### AIM OF THE TASK
Retype all of the listing exactly, passing over any picture you find.

### COLLECTED MATERIAL
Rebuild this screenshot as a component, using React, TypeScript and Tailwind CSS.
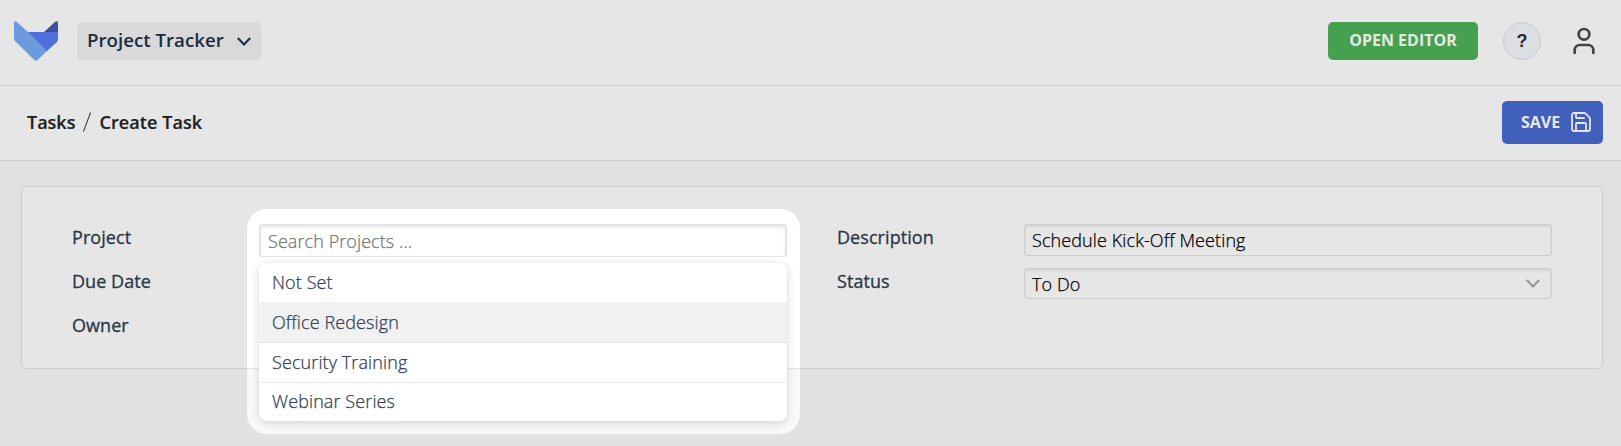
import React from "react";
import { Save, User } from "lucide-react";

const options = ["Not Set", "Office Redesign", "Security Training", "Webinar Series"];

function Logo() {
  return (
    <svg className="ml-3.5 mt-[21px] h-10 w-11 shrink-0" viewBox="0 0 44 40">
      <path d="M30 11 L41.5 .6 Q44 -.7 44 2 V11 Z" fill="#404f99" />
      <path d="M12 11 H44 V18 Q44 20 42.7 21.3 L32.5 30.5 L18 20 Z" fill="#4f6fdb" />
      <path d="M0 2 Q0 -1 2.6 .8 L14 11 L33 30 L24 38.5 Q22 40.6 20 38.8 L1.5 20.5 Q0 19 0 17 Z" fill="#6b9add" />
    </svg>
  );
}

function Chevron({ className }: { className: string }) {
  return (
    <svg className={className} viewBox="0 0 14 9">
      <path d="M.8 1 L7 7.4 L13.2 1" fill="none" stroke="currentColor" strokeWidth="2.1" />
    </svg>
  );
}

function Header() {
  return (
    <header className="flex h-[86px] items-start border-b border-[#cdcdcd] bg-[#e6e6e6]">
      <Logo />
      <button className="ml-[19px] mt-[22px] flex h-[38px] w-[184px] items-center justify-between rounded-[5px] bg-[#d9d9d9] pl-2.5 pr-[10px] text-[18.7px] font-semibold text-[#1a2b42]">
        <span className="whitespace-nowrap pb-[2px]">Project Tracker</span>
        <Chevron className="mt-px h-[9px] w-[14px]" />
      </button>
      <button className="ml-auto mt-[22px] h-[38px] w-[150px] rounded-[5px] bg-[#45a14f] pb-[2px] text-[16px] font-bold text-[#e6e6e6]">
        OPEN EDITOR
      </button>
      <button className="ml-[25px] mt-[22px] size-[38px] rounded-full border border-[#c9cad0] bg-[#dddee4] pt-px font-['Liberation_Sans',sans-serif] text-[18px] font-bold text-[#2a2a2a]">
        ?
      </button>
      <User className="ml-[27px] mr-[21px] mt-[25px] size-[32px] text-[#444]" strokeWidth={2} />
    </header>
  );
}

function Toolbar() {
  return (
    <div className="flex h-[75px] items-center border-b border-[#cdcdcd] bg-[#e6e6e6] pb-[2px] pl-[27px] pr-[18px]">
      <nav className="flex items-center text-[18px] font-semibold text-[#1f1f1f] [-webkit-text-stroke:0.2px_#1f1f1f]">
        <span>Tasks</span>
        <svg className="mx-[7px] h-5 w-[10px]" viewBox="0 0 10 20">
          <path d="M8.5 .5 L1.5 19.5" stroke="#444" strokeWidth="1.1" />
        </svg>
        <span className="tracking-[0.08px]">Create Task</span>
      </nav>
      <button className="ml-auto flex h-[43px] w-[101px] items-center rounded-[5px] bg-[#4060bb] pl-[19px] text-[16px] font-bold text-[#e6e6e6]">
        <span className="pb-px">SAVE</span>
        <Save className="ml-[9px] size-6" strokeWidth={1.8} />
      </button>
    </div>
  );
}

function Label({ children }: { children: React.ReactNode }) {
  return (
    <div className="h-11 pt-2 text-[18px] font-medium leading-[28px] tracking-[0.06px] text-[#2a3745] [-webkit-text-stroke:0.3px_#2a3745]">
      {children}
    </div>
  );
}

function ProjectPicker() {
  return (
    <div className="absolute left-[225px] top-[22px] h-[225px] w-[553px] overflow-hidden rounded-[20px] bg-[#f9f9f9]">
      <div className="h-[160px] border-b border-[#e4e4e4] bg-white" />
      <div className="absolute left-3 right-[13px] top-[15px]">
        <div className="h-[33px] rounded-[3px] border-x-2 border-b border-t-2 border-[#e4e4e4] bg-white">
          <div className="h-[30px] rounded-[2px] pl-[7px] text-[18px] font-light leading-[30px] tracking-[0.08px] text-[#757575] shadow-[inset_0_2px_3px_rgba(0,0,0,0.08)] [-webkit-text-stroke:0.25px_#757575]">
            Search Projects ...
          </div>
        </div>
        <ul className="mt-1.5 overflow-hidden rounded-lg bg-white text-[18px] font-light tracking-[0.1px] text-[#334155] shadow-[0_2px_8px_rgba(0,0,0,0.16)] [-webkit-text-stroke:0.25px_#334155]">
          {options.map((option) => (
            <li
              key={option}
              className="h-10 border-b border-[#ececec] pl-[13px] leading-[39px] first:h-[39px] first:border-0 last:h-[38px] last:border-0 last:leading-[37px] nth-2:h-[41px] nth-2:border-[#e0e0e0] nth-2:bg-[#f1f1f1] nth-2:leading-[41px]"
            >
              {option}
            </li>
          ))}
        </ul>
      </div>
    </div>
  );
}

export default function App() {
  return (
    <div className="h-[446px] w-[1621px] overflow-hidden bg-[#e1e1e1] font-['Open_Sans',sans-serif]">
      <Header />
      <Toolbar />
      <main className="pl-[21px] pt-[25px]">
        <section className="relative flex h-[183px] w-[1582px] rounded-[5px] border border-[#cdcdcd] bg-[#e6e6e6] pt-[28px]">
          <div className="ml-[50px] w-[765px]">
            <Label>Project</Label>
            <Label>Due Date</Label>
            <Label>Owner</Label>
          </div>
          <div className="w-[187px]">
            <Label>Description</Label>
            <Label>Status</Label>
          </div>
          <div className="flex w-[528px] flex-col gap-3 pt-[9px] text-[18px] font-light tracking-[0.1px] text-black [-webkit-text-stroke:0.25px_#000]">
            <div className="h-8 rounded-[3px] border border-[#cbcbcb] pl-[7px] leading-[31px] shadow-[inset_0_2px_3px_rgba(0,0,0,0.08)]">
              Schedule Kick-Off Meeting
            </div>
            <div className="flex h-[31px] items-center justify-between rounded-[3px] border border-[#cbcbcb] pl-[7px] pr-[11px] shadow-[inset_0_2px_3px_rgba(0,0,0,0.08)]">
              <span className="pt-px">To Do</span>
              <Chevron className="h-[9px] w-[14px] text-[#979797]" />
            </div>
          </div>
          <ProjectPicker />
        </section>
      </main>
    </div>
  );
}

### CORRECT RESULT
Rebuild this screenshot as a component, using React, TypeScript and Tailwind CSS.
import React from "react";
import { Save, User } from "lucide-react";

const options = ["Not Set", "Office Redesign", "Security Training", "Webinar Series"];

function Logo() {
  return (
    <svg className="ml-3.5 mt-[21px] h-10 w-11 shrink-0" viewBox="0 0 44 40">
      <path d="M30 11 L41.5 .6 Q44 -.7 44 2 V11 Z" fill="#404f99" />
      <path d="M12 11 H44 V18 Q44 20 42.7 21.3 L32.5 30.5 L18 20 Z" fill="#4f6fdb" />
      <path d="M0 2 Q0 -1 2.6 .8 L14 11 L33 30 L24 38.5 Q22 40.6 20 38.8 L1.5 20.5 Q0 19 0 17 Z" fill="#6b9add" />
    </svg>
  );
}

function Chevron({ className }: { className: string }) {
  return (
    <svg className={className} viewBox="0 0 14 9">
      <path d="M.8 1 L7 7.4 L13.2 1" fill="none" stroke="currentColor" strokeWidth="2.1" />
    </svg>
  );
}

function Header() {
  return (
    <header className="flex h-[86px] items-start border-b border-[#cdcdcd] bg-[#e6e6e6]">
      <Logo />
      <button className="ml-[19px] mt-[22px] flex h-[38px] w-[184px] items-center justify-between rounded-[5px] bg-[#d9d9d9] pl-2.5 pr-[10px] text-[18.7px] font-semibold text-[#1a2b42]">
        <span className="whitespace-nowrap pb-[2px]">Project Tracker</span>
        <Chevron className="mt-px h-[9px] w-[14px]" />
      </button>
      <button className="ml-auto mt-[22px] h-[38px] w-[150px] rounded-[5px] bg-[#45a14f] pb-[2px] text-[16px] font-bold text-[#e6e6e6]">
        OPEN EDITOR
      </button>
      <button className="ml-[25px] mt-[22px] size-[38px] rounded-full border border-[#c9cad0] bg-[#dddee4] pt-px font-['Liberation_Sans',sans-serif] text-[18px] font-bold text-[#2a2a2a]">
        ?
      </button>
      <User className="ml-[27px] mr-[21px] mt-[25px] size-[32px] text-[#444]" strokeWidth={2} />
    </header>
  );
}

function Toolbar() {
  return (
    <div className="flex h-[75px] items-center border-b border-[#cdcdcd] bg-[#e6e6e6] pb-[2px] pl-[27px] pr-[18px]">
      <nav className="flex items-center text-[18px] font-semibold text-[#1f1f1f] [-webkit-text-stroke:0.2px_#1f1f1f]">
        <span>Tasks</span>
        <svg className="mx-[7px] h-5 w-[10px]" viewBox="0 0 10 20">
          <path d="M8.5 .5 L1.5 19.5" stroke="#444" strokeWidth="1.1" />
        </svg>
        <span className="tracking-[0.08px]">Create Task</span>
      </nav>
      <button className="ml-auto flex h-[43px] w-[101px] items-center rounded-[5px] bg-[#4060bb] pl-[19px] text-[16px] font-bold text-[#e6e6e6]">
        <span className="pb-px">SAVE</span>
        <Save className="ml-[9px] size-6" strokeWidth={1.8} />
      </button>
    </div>
  );
}

function Label({ children }: { children: React.ReactNode }) {
  return (
    <div className="h-11 pt-2 text-[18px] font-medium leading-[28px] tracking-[0.06px] text-[#2a3745] [-webkit-text-stroke:0.3px_#2a3745]">
      {children}
    </div>
  );
}

function ProjectPicker() {
  return (
    <div className="absolute left-[225px] top-[22px] h-[225px] w-[553px] overflow-hidden rounded-[20px] bg-[#f9f9f9]">
      <div className="h-[160px] border-b border-[#e4e4e4] bg-white" />
      <div className="absolute left-3 right-[13px] top-[15px]">
        <div className="h-[33px] rounded-[3px] border-x-2 border-b border-t-2 border-[#e4e4e4] bg-white">
          <div className="h-[30px] rounded-[2px] pl-[7px] text-[18px] font-light leading-[30px] tracking-[0.08px] text-[#757575] shadow-[inset_0_2px_3px_rgba(0,0,0,0.08)] [-webkit-text-stroke:0.25px_#757575]">
            Search Projects ...
          </div>
        </div>
        <ul className="mt-1.5 overflow-hidden rounded-lg bg-white text-[18px] font-light tracking-[0.1px] text-[#334155] shadow-[0_2px_8px_rgba(0,0,0,0.16)] [-webkit-text-stroke:0.25px_#334155]">
          {options.map((option) => (
            <li
              key={option}
              className="h-10 border-b border-[#ececec] pl-[13px] leading-[39px] first:h-[39px] first:border-0 last:h-[38px] last:border-0 last:leading-[37px] nth-2:h-[41px] nth-2:border-[#e0e0e0] nth-2:bg-[#f1f1f1] nth-2:leading-[41px]"
            >
              {option}
            </li>
          ))}
        </ul>
      </div>
    </div>
  );
}

export default function App() {
  return (
    <div className="h-[446px] w-[1621px] overflow-hidden bg-[#e1e1e1] font-['Open_Sans',sans-serif]">
      <Header />
      <Toolbar />
      <main className="pl-[21px] pt-[25px]">
        <section className="relative flex h-[183px] w-[1582px] rounded-[5px] border border-[#cdcdcd] bg-[#e6e6e6] pt-[28px]">
          <div className="ml-[50px] w-[765px]">
            <Label>Project</Label>
            <Label>Due Date</Label>
            <Label>Owner</Label>
          </div>
          <div className="w-[187px]">
            <Label>Description</Label>
            <Label>Status</Label>
          </div>
          <div className="flex w-[528px] flex-col gap-3 pt-[9px] text-[18px] font-light tracking-[0.1px] text-black [-webkit-text-stroke:0.25px_#000]">
            <div className="h-8 rounded-[3px] border border-[#cbcbcb] pl-[7px] leading-[31px] shadow-[inset_0_2px_3px_rgba(0,0,0,0.08)]">
              Schedule Kick-Off Meeting
            </div>
            <div className="flex h-[31px] items-center justify-between rounded-[3px] border border-[#cbcbcb] pl-[7px] pr-[11px] shadow-[inset_0_2px_3px_rgba(0,0,0,0.08)]">
              <span className="pt-px">To Do</span>
              <Chevron className="h-[9px] w-[14px] text-[#979797]" />
            </div>
          </div>
          <ProjectPicker />
        </section>
      </main>
    </div>
  );
}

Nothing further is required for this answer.